## Supplied data
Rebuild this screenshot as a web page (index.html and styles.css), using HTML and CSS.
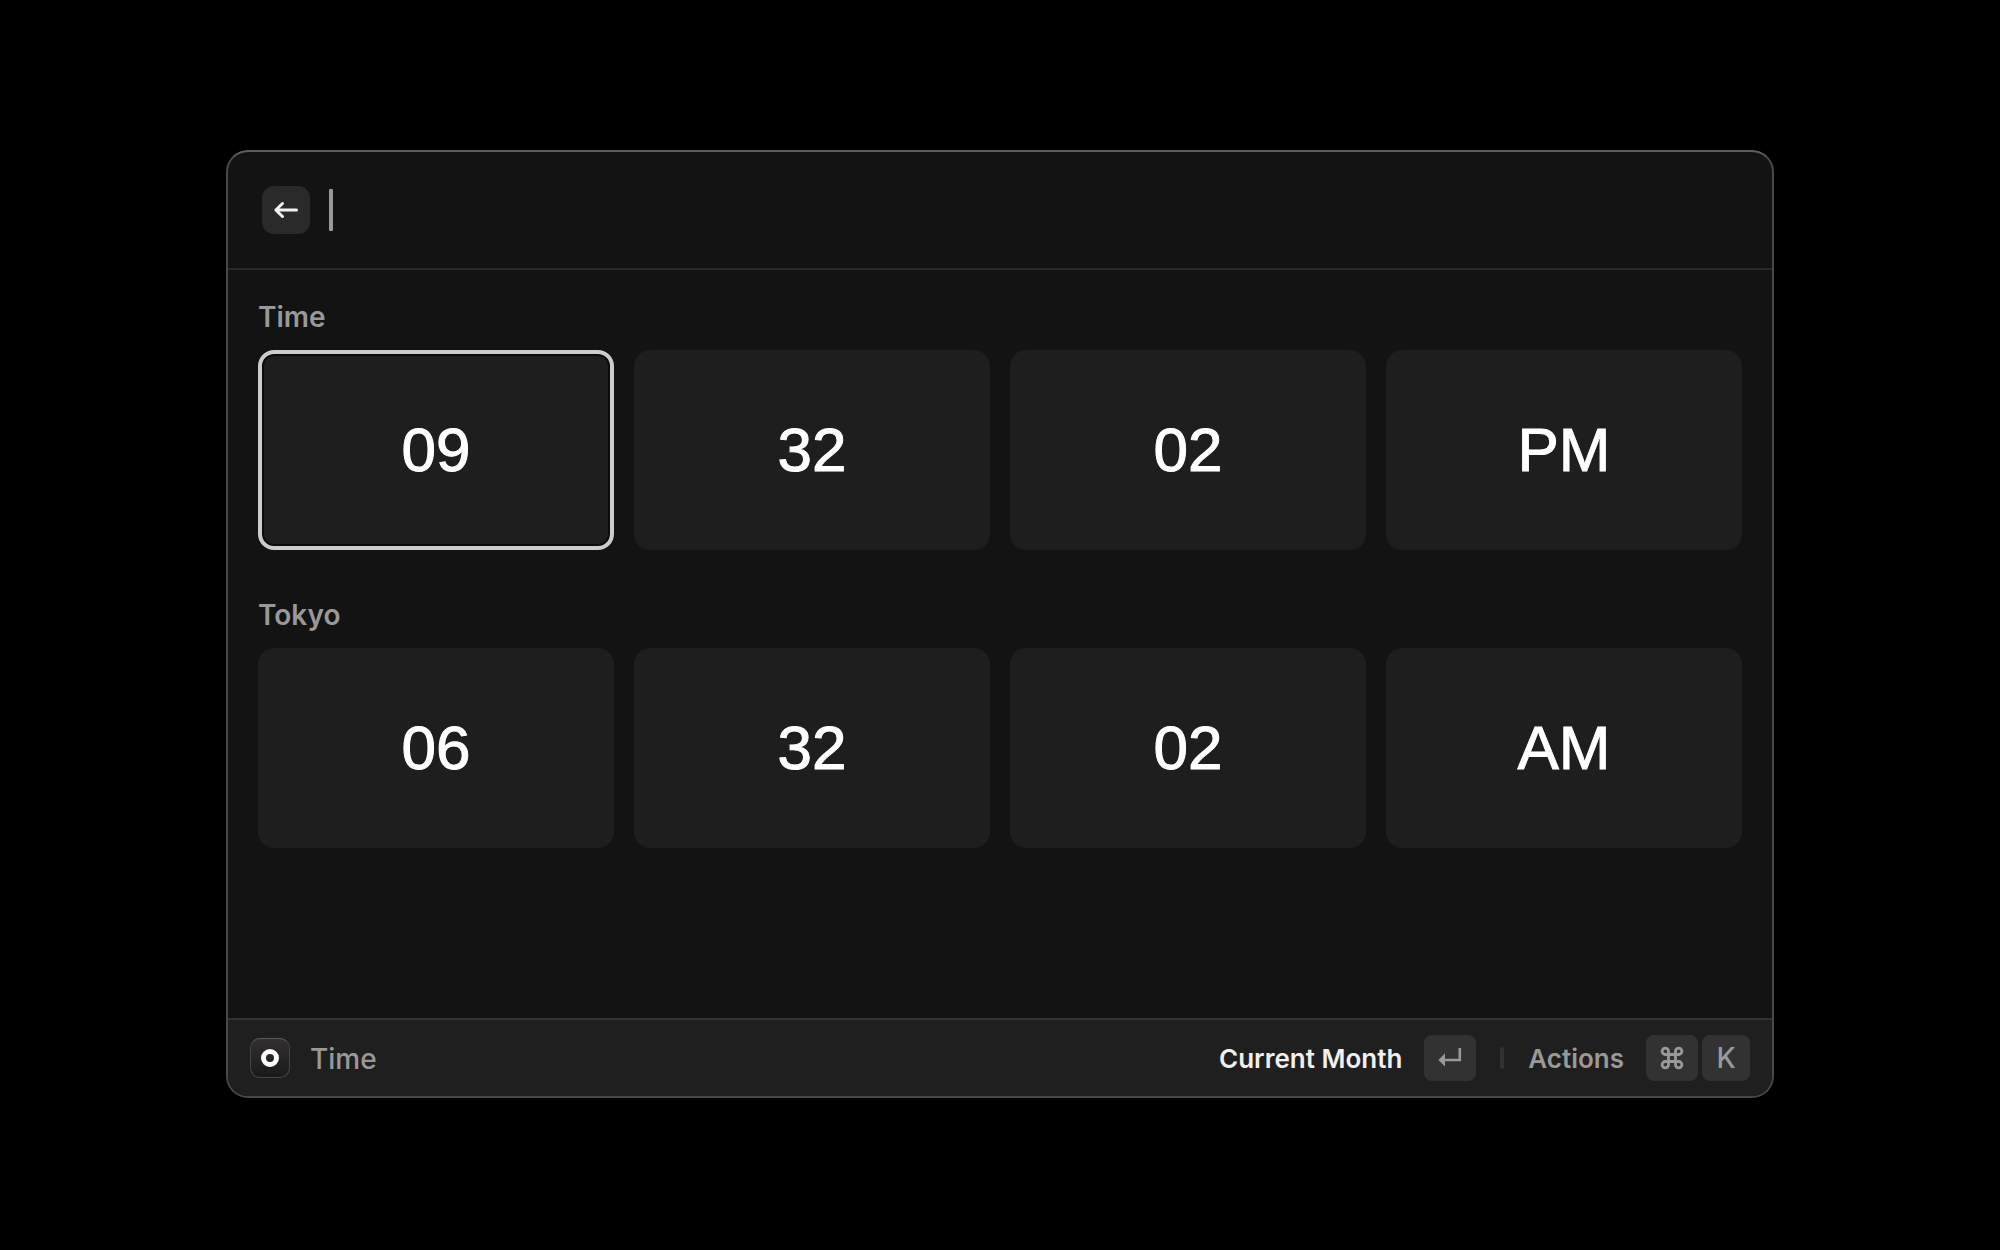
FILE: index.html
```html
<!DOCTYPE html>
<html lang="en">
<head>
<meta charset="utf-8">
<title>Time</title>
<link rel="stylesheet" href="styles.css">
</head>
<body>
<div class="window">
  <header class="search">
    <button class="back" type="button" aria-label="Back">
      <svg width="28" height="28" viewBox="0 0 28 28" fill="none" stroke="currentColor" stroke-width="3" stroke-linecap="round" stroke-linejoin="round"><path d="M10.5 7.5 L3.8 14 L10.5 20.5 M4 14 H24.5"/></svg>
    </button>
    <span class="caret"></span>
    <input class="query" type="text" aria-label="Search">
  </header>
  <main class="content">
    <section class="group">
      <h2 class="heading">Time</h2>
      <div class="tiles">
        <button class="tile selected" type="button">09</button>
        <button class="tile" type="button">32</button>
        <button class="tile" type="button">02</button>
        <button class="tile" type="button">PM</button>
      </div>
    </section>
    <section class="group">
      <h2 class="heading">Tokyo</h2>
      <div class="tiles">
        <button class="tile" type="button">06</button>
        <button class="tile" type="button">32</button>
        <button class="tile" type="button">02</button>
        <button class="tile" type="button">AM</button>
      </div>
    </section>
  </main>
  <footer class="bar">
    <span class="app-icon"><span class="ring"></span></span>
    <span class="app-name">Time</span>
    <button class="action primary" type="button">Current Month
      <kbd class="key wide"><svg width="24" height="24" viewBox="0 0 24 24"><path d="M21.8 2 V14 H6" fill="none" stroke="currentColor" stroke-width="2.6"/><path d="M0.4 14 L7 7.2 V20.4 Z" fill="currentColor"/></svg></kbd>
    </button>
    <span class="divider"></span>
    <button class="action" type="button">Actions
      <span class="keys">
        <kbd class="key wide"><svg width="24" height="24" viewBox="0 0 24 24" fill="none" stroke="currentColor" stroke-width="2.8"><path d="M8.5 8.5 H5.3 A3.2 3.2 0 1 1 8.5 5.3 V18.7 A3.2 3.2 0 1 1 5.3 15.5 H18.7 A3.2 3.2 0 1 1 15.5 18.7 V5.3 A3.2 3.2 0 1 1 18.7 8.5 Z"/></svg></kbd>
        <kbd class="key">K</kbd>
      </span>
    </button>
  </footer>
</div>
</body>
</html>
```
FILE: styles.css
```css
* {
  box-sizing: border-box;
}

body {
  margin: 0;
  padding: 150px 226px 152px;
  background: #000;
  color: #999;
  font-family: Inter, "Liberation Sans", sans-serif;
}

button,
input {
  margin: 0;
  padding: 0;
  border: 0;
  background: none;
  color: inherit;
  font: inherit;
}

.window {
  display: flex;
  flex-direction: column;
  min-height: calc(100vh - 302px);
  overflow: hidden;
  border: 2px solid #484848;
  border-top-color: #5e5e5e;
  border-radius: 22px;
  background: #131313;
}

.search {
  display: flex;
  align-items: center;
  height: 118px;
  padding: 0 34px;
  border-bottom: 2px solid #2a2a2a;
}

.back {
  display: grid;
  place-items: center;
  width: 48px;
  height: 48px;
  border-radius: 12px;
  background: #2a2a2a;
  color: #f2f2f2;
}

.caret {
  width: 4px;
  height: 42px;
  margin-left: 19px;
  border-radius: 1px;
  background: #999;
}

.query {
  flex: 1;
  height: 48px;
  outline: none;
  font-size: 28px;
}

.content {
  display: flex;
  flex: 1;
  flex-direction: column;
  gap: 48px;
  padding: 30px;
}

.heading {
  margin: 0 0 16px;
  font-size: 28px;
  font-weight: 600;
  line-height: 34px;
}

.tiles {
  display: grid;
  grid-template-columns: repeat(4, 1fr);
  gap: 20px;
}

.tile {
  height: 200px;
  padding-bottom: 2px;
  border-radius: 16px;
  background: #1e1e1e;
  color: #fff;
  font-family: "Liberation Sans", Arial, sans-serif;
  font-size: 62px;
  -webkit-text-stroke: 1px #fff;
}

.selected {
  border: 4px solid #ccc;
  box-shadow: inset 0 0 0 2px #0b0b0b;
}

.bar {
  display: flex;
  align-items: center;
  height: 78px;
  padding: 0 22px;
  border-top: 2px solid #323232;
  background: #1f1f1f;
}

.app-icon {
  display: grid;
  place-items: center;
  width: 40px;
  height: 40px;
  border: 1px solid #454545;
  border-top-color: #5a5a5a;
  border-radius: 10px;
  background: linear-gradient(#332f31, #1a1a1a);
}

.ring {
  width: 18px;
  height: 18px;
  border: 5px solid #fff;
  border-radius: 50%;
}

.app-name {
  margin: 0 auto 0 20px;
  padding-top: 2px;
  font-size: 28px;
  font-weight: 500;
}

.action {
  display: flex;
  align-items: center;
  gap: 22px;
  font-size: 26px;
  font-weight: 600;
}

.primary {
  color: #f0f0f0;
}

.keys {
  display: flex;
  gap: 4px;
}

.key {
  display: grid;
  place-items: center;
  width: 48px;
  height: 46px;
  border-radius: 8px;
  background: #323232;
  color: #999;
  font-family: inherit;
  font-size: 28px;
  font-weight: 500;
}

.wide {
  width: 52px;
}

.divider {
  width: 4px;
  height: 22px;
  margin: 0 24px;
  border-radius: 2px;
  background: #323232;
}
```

## Your task
Replicate the material above verbatim; images stay out of the copy.

## Output for this exercise
Rebuild this screenshot as a web page (index.html and styles.css), using HTML and CSS.
FILE: index.html
```html
<!DOCTYPE html>
<html lang="en">
<head>
<meta charset="utf-8">
<title>Time</title>
<link rel="stylesheet" href="styles.css">
</head>
<body>
<div class="window">
  <header class="search">
    <button class="back" type="button" aria-label="Back">
      <svg width="28" height="28" viewBox="0 0 28 28" fill="none" stroke="currentColor" stroke-width="3" stroke-linecap="round" stroke-linejoin="round"><path d="M10.5 7.5 L3.8 14 L10.5 20.5 M4 14 H24.5"/></svg>
    </button>
    <span class="caret"></span>
    <input class="query" type="text" aria-label="Search">
  </header>
  <main class="content">
    <section class="group">
      <h2 class="heading">Time</h2>
      <div class="tiles">
        <button class="tile selected" type="button">09</button>
        <button class="tile" type="button">32</button>
        <button class="tile" type="button">02</button>
        <button class="tile" type="button">PM</button>
      </div>
    </section>
    <section class="group">
      <h2 class="heading">Tokyo</h2>
      <div class="tiles">
        <button class="tile" type="button">06</button>
        <button class="tile" type="button">32</button>
        <button class="tile" type="button">02</button>
        <button class="tile" type="button">AM</button>
      </div>
    </section>
  </main>
  <footer class="bar">
    <span class="app-icon"><span class="ring"></span></span>
    <span class="app-name">Time</span>
    <button class="action primary" type="button">Current Month
      <kbd class="key wide"><svg width="24" height="24" viewBox="0 0 24 24"><path d="M21.8 2 V14 H6" fill="none" stroke="currentColor" stroke-width="2.6"/><path d="M0.4 14 L7 7.2 V20.4 Z" fill="currentColor"/></svg></kbd>
    </button>
    <span class="divider"></span>
    <button class="action" type="button">Actions
      <span class="keys">
        <kbd class="key wide"><svg width="24" height="24" viewBox="0 0 24 24" fill="none" stroke="currentColor" stroke-width="2.8"><path d="M8.5 8.5 H5.3 A3.2 3.2 0 1 1 8.5 5.3 V18.7 A3.2 3.2 0 1 1 5.3 15.5 H18.7 A3.2 3.2 0 1 1 15.5 18.7 V5.3 A3.2 3.2 0 1 1 18.7 8.5 Z"/></svg></kbd>
        <kbd class="key">K</kbd>
      </span>
    </button>
  </footer>
</div>
</body>
</html>
```
FILE: styles.css
```css
* {
  box-sizing: border-box;
}

body {
  margin: 0;
  padding: 150px 226px 152px;
  background: #000;
  color: #999;
  font-family: Inter, "Liberation Sans", sans-serif;
}

button,
input {
  margin: 0;
  padding: 0;
  border: 0;
  background: none;
  color: inherit;
  font: inherit;
}

.window {
  display: flex;
  flex-direction: column;
  min-height: calc(100vh - 302px);
  overflow: hidden;
  border: 2px solid #484848;
  border-top-color: #5e5e5e;
  border-radius: 22px;
  background: #131313;
}

.search {
  display: flex;
  align-items: center;
  height: 118px;
  padding: 0 34px;
  border-bottom: 2px solid #2a2a2a;
}

.back {
  display: grid;
  place-items: center;
  width: 48px;
  height: 48px;
  border-radius: 12px;
  background: #2a2a2a;
  color: #f2f2f2;
}

.caret {
  width: 4px;
  height: 42px;
  margin-left: 19px;
  border-radius: 1px;
  background: #999;
}

.query {
  flex: 1;
  height: 48px;
  outline: none;
  font-size: 28px;
}

.content {
  display: flex;
  flex: 1;
  flex-direction: column;
  gap: 48px;
  padding: 30px;
}

.heading {
  margin: 0 0 16px;
  font-size: 28px;
  font-weight: 600;
  line-height: 34px;
}

.tiles {
  display: grid;
  grid-template-columns: repeat(4, 1fr);
  gap: 20px;
}

.tile {
  height: 200px;
  padding-bottom: 2px;
  border-radius: 16px;
  background: #1e1e1e;
  color: #fff;
  font-family: "Liberation Sans", Arial, sans-serif;
  font-size: 62px;
  -webkit-text-stroke: 1px #fff;
}

.selected {
  border: 4px solid #ccc;
  box-shadow: inset 0 0 0 2px #0b0b0b;
}

.bar {
  display: flex;
  align-items: center;
  height: 78px;
  padding: 0 22px;
  border-top: 2px solid #323232;
  background: #1f1f1f;
}

.app-icon {
  display: grid;
  place-items: center;
  width: 40px;
  height: 40px;
  border: 1px solid #454545;
  border-top-color: #5a5a5a;
  border-radius: 10px;
  background: linear-gradient(#332f31, #1a1a1a);
}

.ring {
  width: 18px;
  height: 18px;
  border: 5px solid #fff;
  border-radius: 50%;
}

.app-name {
  margin: 0 auto 0 20px;
  padding-top: 2px;
  font-size: 28px;
  font-weight: 500;
}

.action {
  display: flex;
  align-items: center;
  gap: 22px;
  font-size: 26px;
  font-weight: 600;
}

.primary {
  color: #f0f0f0;
}

.keys {
  display: flex;
  gap: 4px;
}

.key {
  display: grid;
  place-items: center;
  width: 48px;
  height: 46px;
  border-radius: 8px;
  background: #323232;
  color: #999;
  font-family: inherit;
  font-size: 28px;
  font-weight: 500;
}

.wide {
  width: 52px;
}

.divider {
  width: 4px;
  height: 22px;
  margin: 0 24px;
  border-radius: 2px;
  background: #323232;
}
```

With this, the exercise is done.